GENÇ'İN MUHALEFETE ÇAĞRISI
Tunceli Bağımsız Milletvekili Kamer Genç, aynı içerikteki önergesi üzerinde konuşurken tartışma yaşandı.
Yapılmak istenen Anayasa değişikliğiyle türban hakkındaki yargı kararlarının ve laiklik ilkesinin ortadan kaldırılacağını belirten Genç, bu düzenlemeyle ilgili Anayasa mahkemesine gidildiğinde kendisinin de imza vereceğini söyledi. "Anayasanın çatısını, şah damarını kesecek" nitelikteki düzenlemenin teklif bile edilmemesi gerektiğini anlatan Genç, "Sizin Genel başkanınız diyor ki 'laikliğin teminatı benim.' Sen laikliği tanımıyorsun ya...'Devlet laik olmaz, kişiler laik olur' diyorsun. Peki sen kişi değil misin?" dedi.
Meclis Başkanı Toptan'ın birleşimi açarken hoşgörü ve sevgiden söz etiğine işaret eden Genç, "Bu memleket kan ve mücadele üzerine kurulmuştur. Laik Türkiye Cumhuriyeti gözlerimizin önünde yıkılırken biz nasıl hoşgörü göstereceğiz, biz nasıl susacağız? Böyle şey olur mu?" diye konuştu.
Atatürk'ün, "Vatan söz konusuysa gerisi teferruattır" sözünü hatırlatan Genç, bunu, AK Parti'lilerin "Oy söz konusuysa gerisi teferruattır", bazılarının ise "Hasat söz konusuysa gerisi teferruattır" diye değiştirdiğini ifade etti.

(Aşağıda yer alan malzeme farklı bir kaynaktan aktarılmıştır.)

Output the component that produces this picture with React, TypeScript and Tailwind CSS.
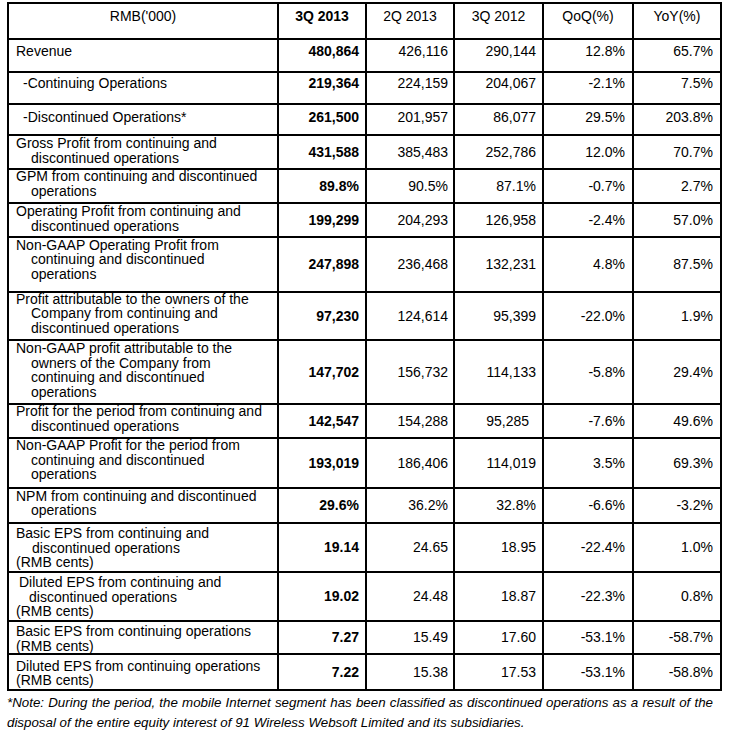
import React from "react";

type Line = [string, string];
type Row = {
  lines: Line[];
  vals: string[];
  mt: string;
  top?: boolean;
  special?: { idx: number; cls: string };
};

const rows: Row[] = [
  { lines: [["Revenue", "pl-[7px]"]], mt: "mt-[4px]", top: true, vals: ["480,864", "426,116", "290,144", "12.8%", "65.7%"] },
  { lines: [["-Continuing Operations", "pl-[14px]"]], mt: "mt-[3px]", top: true, vals: ["219,364", "224,159", "204,067", "-2.1%", "7.5%"] },
  { lines: [["-Discontinued Operations*", "pl-[14px]"]], mt: "mt-[5px]", top: true, vals: ["261,500", "201,957", "86,077", "29.5%", "203.8%"] },
  {
    lines: [["Gross Profit from continuing and", "pl-[7px]"], ["discontinued operations", "pl-[22px]"]],
    mt: "mt-[0px]",
    vals: ["431,588", "385,483", "252,786", "12.0%", "70.7%"],
  },
  {
    lines: [["GPM from continuing and discontinued", "pl-[7px]"], ["operations", "pl-[22px]"]],
    mt: "mt-[-1px]",
    vals: ["89.8%", "90.5%", "87.1%", "-0.7%", "2.7%"],
  },
  {
    lines: [["Operating Profit from continuing and", "pl-[7px]"], ["discontinued operations", "pl-[22px]"]],
    mt: "mt-[0px]",
    vals: ["199,299", "204,293", "126,958", "-2.4%", "57.0%"],
  },
  {
    lines: [
      ["Non-GAAP Operating Profit from", "pl-[7px]"],
      ["continuing and discontinued", "pl-[22px]"],
      ["operations", "pl-[22px]"],
    ],
    mt: "mt-[-0.5px]",
    vals: ["247,898", "236,468", "132,231", "4.8%", "87.5%"],
  },
  {
    lines: [
      ["Profit attributable to the owners of the", "pl-[7px]"],
      ["Company from continuing and", "pl-[22px]"],
      ["discontinued operations", "pl-[22px]"],
    ],
    mt: "mt-[-1.5px]",
    vals: ["97,230", "124,614", "95,399", "-22.0%", "1.9%"],
  },
  {
    lines: [
      ["Non-GAAP profit attributable to the", "pl-[7px]"],
      ["owners of the Company from", "pl-[22px]"],
      ["continuing and discontinued", "pl-[22px]"],
      ["operations", "pl-[22px]"],
    ],
    mt: "mt-[0px]",
    vals: ["147,702", "156,732", "114,133", "-5.8%", "29.4%"],
  },
  {
    lines: [["Profit for the period from continuing and", "pl-[7px]"], ["discontinued operations", "pl-[22px]"]],
    mt: "mt-[-1px]",
    vals: ["142,547", "154,288", "95,285", "-7.6%", "49.6%"],
    special: { idx: 2, cls: "pr-[13px]" },
  },
  {
    lines: [
      ["Non-GAAP Profit for the period from", "pl-[7px]"],
      ["continuing and discontinued", "pl-[22px]"],
      ["operations", "pl-[22px]"],
    ],
    mt: "mt-[-1px]",
    vals: ["193,019", "186,406", "114,019", "3.5%", "69.3%"],
  },
  {
    lines: [["NPM from continuing and discontinued", "pl-[7px]"], ["operations", "pl-[22px]"]],
    mt: "mt-[-0.5px]",
    vals: ["29.6%", "36.2%", "32.8%", "-6.6%", "-3.2%"],
  },
  {
    lines: [
      ["Basic EPS from continuing and", "pl-[7px]"],
      ["discontinued operations", "pl-[23px]"],
      ["(RMB cents)", "pl-[7px]"],
    ],
    mt: "mt-[2px]",
    vals: ["19.14", "24.65", "18.95", "-22.4%", "1.0%"],
  },
  {
    lines: [
      ["Diluted EPS from continuing and", "pl-[10px]"],
      ["discontinued operations", "pl-[20px]"],
      ["(RMB cents)", "pl-[7px]"],
    ],
    mt: "mt-[2px]",
    vals: ["19.02", "24.48", "18.87", "-22.3%", "0.8%"],
  },
  {
    lines: [["Basic EPS from continuing operations", "pl-[7px]"], ["(RMB cents)", "pl-[7px]"]],
    mt: "mt-[2px]",
    vals: ["7.27", "15.49", "17.60", "-53.1%", "-58.7%"],
  },
  {
    lines: [["Diluted EPS from continuing operations", "pl-[7px]"], ["(RMB cents)", "pl-[7px]"]],
    mt: "mt-[3.5px]",
    vals: ["7.22", "15.38", "17.53", "-53.1%", "-58.8%"],
  },
];

const colPr = ["pr-[6px]", "pr-[5px]", "pr-[6px]", "pr-[7px]", "pr-[7px]"];
const headers = ["3Q 2013", "2Q 2013", "3Q 2012", "QoQ(%)", "YoY(%)"];

export default function App() {
  return (
    <div className="bg-white min-h-[740px] w-[732px] font-['Liberation_Sans',Arial,sans-serif] text-black text-[14px] leading-[14.5px] pt-[2px] pl-[7px]">
      <div className="grid w-fit grid-cols-[268px_86px_86px_87px_88px_86px] grid-rows-[34px_31px_30px_29px_32px_32px_32px_53px_46px_62px_32px_48px_33px_47px_47px_31px_34px] gap-[2px] bg-black p-[2px]">
        <div className="bg-white flex justify-center items-start">
          <div className="mt-[5px]">RMB('000)</div>
        </div>
        {headers.map((h, i) => (
          <div key={h} className="bg-white flex justify-center items-start">
            <div className={i === 0 ? "mt-[5px] font-bold" : "mt-[5px]"}>{h}</div>
          </div>
        ))}
        {rows.map((r, ri) => (
          <React.Fragment key={ri}>
            <div className="bg-white flex flex-col items-start">
              <div className={r.mt}>
                {r.lines.map(([t, pl], li) => (
                  <div key={li} className={`${pl} whitespace-nowrap`}>
                    {t}
                  </div>
                ))}
              </div>
            </div>
            {r.vals.map((v, vi) => {
              const pr = r.special && r.special.idx === vi ? r.special.cls : colPr[vi];
              return (
                <div
                  key={vi}
                  className={`bg-white flex justify-end ${r.top ? "items-start" : "items-center"} ${pr}`}
                >
                  <div className={`${r.top ? r.mt : ""} ${vi === 0 ? "font-bold" : ""} whitespace-nowrap`}>{v}</div>
                </div>
              );
            })}
          </React.Fragment>
        ))}
      </div>
      <div className="w-[706px] mt-[2px] italic text-[13.33px] leading-[20px]">
        <div className="text-justify [text-align-last:justify]">
          *Note: During the period, the mobile Internet segment has been classified as discontinued operations as a result of the
        </div>
        <div>disposal of the entire equity interest of 91 Wireless Websoft Limited and its subsidiaries.</div>
      </div>
    </div>
  );
}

Genç, AK Parti Milletvekillerinin kendisine yönelik itirazlarına karşılık konuşmasını şöyle sürdürdü:
"Tek başına bir milletvekili olmasaydım, ne yapardım biliyor musunuz? Bu kürsüyü işgal ederdim. Bu kanunu çıkartmazdım. Tarih bizi affetmez. Çünkü bu kanunun buradan çıkartılmaması lazım. Bu bir mücadeledir. Laik Türkiye Cumhuriyeti devletini ortadan kaldırmaktır yapılan. Laik Türkiye Cumhuriyeti ortadan kaldırılırken biz nasıl majestelerinin muhalefetini yapalım. Öyle muhalefet olmaz. Çünkü bu yasa çıktığında Türkiye'nin başına bela açacaktır. Buyurun gelin bu kürsünün etrafında toplanalım. Birinci oylamayla laikliği yoğun bakıma aldınız, 2. oylama geçerse öldüreceksiniz. Gerçekten Laik Cumhuriyeti savunmak böyle lafla, majestelerinin muhalefetiyle olmaz, eylemle olur.
Toptan, Genç'in yerine oturmaması üzerine birleşime ara verdi. Arada da kürsüden ayrılmayan Genç'i Meclis İdare Amirleri ile grup başkanvekilleri ikna ederek yerine oturttu.